While the NEA statement effectively highlights the many profound problems with charter schools which, properly speaking, are contract schools, it ultimately creates the impression that a charter school can be something other than a charter school, and that the real problem is unaccountable and/or privatized charter schools. In other words, charter schools can be tolerated as long as some changes are made.

Such a rendering, however, overlooks the real purpose and legal features of charter schools and why they were originally created and promoted by major owners of capital and their political representatives, not teachers and grass-roots forces. This is why, from the perspective of the rich, charter schools are not a “failed experiment.” The rich have seized tens of billions of dollars in public funds through the mechanism of charter schools.

Charter schools are contract schools, and contracting is the quintessential free market category and a main mechanism for privatization and commodification. Contract law is part of private law. This understanding is largely absent in charter school discourse. Contracting is designed specifically to remove operations, functions, funding, authority, transparency, and responsibilities from the public sphere and place them into the private sector where operational, financial, legal, and philosophical aims and standards are very different. It is worth noting that the dictionary defines “public” and “private” as the exact opposite of each other. They are distinct categories with dissimilar features and should not be confounded, as routinely happens. Properly speaking, there is really no such thing as a “public charter school.”

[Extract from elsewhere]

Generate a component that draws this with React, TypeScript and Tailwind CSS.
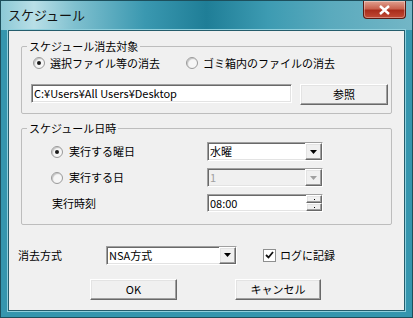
import React from "react";

const sunken =
  "border border-t-[#a0a0a0] border-l-[#a0a0a0] border-b-white border-r-white shadow-[inset_1px_1px_0_#696969,inset_-1px_-1px_0_#e3e3e3]";
const raised =
  "border border-t-white border-l-white border-b-[#696969] border-r-[#696969] shadow-[inset_-1px_-1px_0_#a0a0a0,inset_1px_1px_0_#e3e3e3] bg-[#f0f0f0]";

const Radio = ({ checked }: { checked?: boolean }) => (
  <div className="w-[12px] h-[12px] shrink-0 rounded-full border border-[#9a9a9a] bg-[#f6f6f6] flex items-center justify-center shadow-[inset_1px_1px_1px_#c2c2c2]">
    {checked && <div className="w-[4px] h-[4px] rounded-full bg-[#1a1a1a]" />}
  </div>
);

const DownArrow = ({ disabled }: { disabled?: boolean }) => (
  <svg width="7" height="4" viewBox="0 0 7 4">
    <path d="M0 0h7L3.5 4z" fill={disabled ? "#a0a0a0" : "#000"} />
  </svg>
);

const Combo = ({
  value,
  width,
  disabled,
}: {
  value: string;
  width: string;
  disabled?: boolean;
}) => (
  <div className={`${width} h-[19px] shrink-0 flex ${sunken} ${disabled ? "bg-[#f0f0f0]" : "bg-white"}`}>
    <div
      className={`flex-1 pl-[2px] leading-[17px] ${disabled ? "text-[#a0a0a0]" : "text-black"}`}
    >
      {value}
    </div>
    <div className={`w-[17px] h-[17px] flex items-center justify-center ${raised}`}>
      <DownArrow disabled={disabled} />
    </div>
  </div>
);

export default function App() {
  return (
    <div className="w-[413px] h-[318px] bg-[#3596ae] flex flex-col font-['Noto_Sans_CJK_JP',sans-serif] text-[11px] text-black border border-[#1d4f5c]">
      {/* title bar */}
      <div className="h-[29px] shrink-0 flex items-start justify-between bg-[linear-gradient(90deg,#8cc9d6_0%,#b9dfe7_8%,#7fc0cf_18%,#3a98b0_35%,#1f7e97_50%,#3d9bb2_65%,#5aaabd_80%,#73b6c6_100%)]">
        <div className="pl-[7px] pt-[4px] text-[13px] leading-[20px] text-[#111]">スケジュール</div>
        <div className="mr-[6px] w-[43px] h-[18px] rounded-b-[4px] border border-[#5a1a12] border-t-0 bg-[linear-gradient(180deg,#e0a190_0%,#c9634f_45%,#a92d1c_55%,#c24a35_100%)] flex items-center justify-center shadow-[inset_0_0_0_1px_rgba(255,255,255,0.35)]">
          <svg width="11" height="10" viewBox="0 0 11 10">
            <path d="M1 1l9 8M10 1l-9 8" stroke="#fff" strokeWidth="2.4" />
          </svg>
        </div>
      </div>
      {/* client area */}
      <div className="ml-[7px] mr-[7px] mb-[6px] flex-1 bg-[#f0f0f0] border border-[#255d6c] shadow-[0_0_0_1px_#8fcfdc] flex flex-col">
        <fieldset className="mt-[7px] mx-[12px] border border-[#bdbdbd] rounded-[2px] pb-[8px]">
          <legend className="ml-[5px] px-[2px] leading-[16px]">スケジュール消去対象</legend>
          <div className="mt-[1px] h-[16px] flex items-center">
            <div className="ml-[11px] w-[153px] flex items-center gap-[5px]">
              <Radio checked />
              <span>選択ファイル等の消去</span>
            </div>
            <div className="flex items-center gap-[5px]">
              <Radio />
              <span>ゴミ箱内のファイルの消去</span>
            </div>
          </div>
          <div className="mt-[13px] flex items-start">
            <div className={`ml-[9px] w-[261px] h-[19px] bg-white pl-[2px] leading-[17px] ${sunken}`}>
              C:¥Users¥All Users¥Desktop
            </div>
            <button className={`ml-[8px] w-[88px] h-[21px] leading-[19px] text-center ${raised}`}>
              参照
            </button>
          </div>
        </fieldset>

        <fieldset className="mt-[6px] mx-[12px] border border-[#bdbdbd] rounded-[2px] pb-[12px]">
          <legend className="ml-[5px] px-[2px] leading-[16px]">スケジュール日時</legend>
          <div className="mt-[6px] flex items-center h-[19px]">
            <div className="ml-[29px] w-[156px] flex items-center gap-[6px]">
              <Radio checked />
              <span>実行する曜日</span>
            </div>
            <Combo value="水曜" width="w-[116px]" />
          </div>
          <div className="mt-[7px] flex items-center h-[19px]">
            <div className="ml-[29px] w-[156px] flex items-center gap-[6px]">
              <Radio />
              <span>実行する日</span>
            </div>
            <Combo value="1" width="w-[116px]" disabled />
          </div>
          <div className="mt-[7px] flex items-center h-[18px]">
            <div className="ml-[30px] w-[155px]">実行時刻</div>
            <div className={`w-[116px] h-[18px] bg-white flex ${sunken}`}>
              <div className="flex-1 pl-[2px] leading-[16px]">08:00</div>
              <div className="w-[16px] flex flex-col">
                <div className={`h-[8px] ${raised} flex items-center justify-center`}>
                  <div className="w-[1px] h-[1px] bg-black" />
                </div>
                <div className={`h-[8px] ${raised} flex items-center justify-center`}>
                  <div className="w-[1px] h-[1px] bg-black" />
                </div>
              </div>
            </div>
          </div>
        </fieldset>

        <div className="mt-[20px] flex items-center h-[20px]">
          <div className="ml-[9px] w-[88px]">消去方式</div>
          <Combo value="NSA方式" width="w-[131px]" />
          <div className="ml-[26px] w-[13px] h-[13px] bg-white border border-[#8e8f8f] flex items-center justify-center">
            <svg width="9" height="8" viewBox="0 0 9 8">
              <path d="M1 4l2.5 2.5L8 1" stroke="#111" strokeWidth="1.8" fill="none" />
            </svg>
          </div>
          <span className="ml-[4px]">ログに記録</span>
        </div>

        <div className="mt-[14px] flex">
          <button className={`ml-[81px] w-[87px] h-[21px] leading-[19px] text-center ${raised}`}>OK</button>
          <button className={`ml-[58px] w-[86px] h-[21px] leading-[19px] text-center ${raised}`}>
            キャンセル
          </button>
        </div>
      </div>
    </div>
  );
}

The NEA seems to believe that if only charter schools are authorized by locally elected members of public school boards, and if only they are held to “the same basic safeguards and standards that apply to all public schools,” then all will be well.

But charter school laws are established at the state level, and all 43 states with charter school laws explicitly and intentionally establish them as schools that can and do ignore—are meant to ignore—dozens, even hundreds, of local and state laws, rules, and regulations.

Charter school laws appeared in the neoliberal period that started around 1980 and are overtly designed by the few who control the state to produce deregulated, privatized, non-transparent, and union-free “schools” that operate outside 170-year-old traditional governance arrangements in education with little accountability. This is precisely what they are set up to do. They are not established to do something else. Besides, many, if not most, charter schools authorized by public school districts are riddled with serious problems and poor performance. There is no guarantee of “good results” just because a charter school is authorized by a public school district.

Can a charter school not be a charter school? Can charter schools serve the public interest when, right from the very beginning, they were organized by non-grass-roots forces? Is the choice between “good” charter schools and “bad” charter schools? The idea that a “good” charter school should only be authorized by a public school district and should follow all public school safeguards and standards belies an understanding of the history, purpose, and legal nature of charter schools.

Why not simply call for building, expanding, and strengthening real public schools? Why not call for full funding of all public schools and a government that puts the public interest in first place at all times and prohibits all sectarian and private claims on public schools, money, assets, and authority? Would there be a need for contract schools or so-called “parental choice” if such a modern public school system prevailed?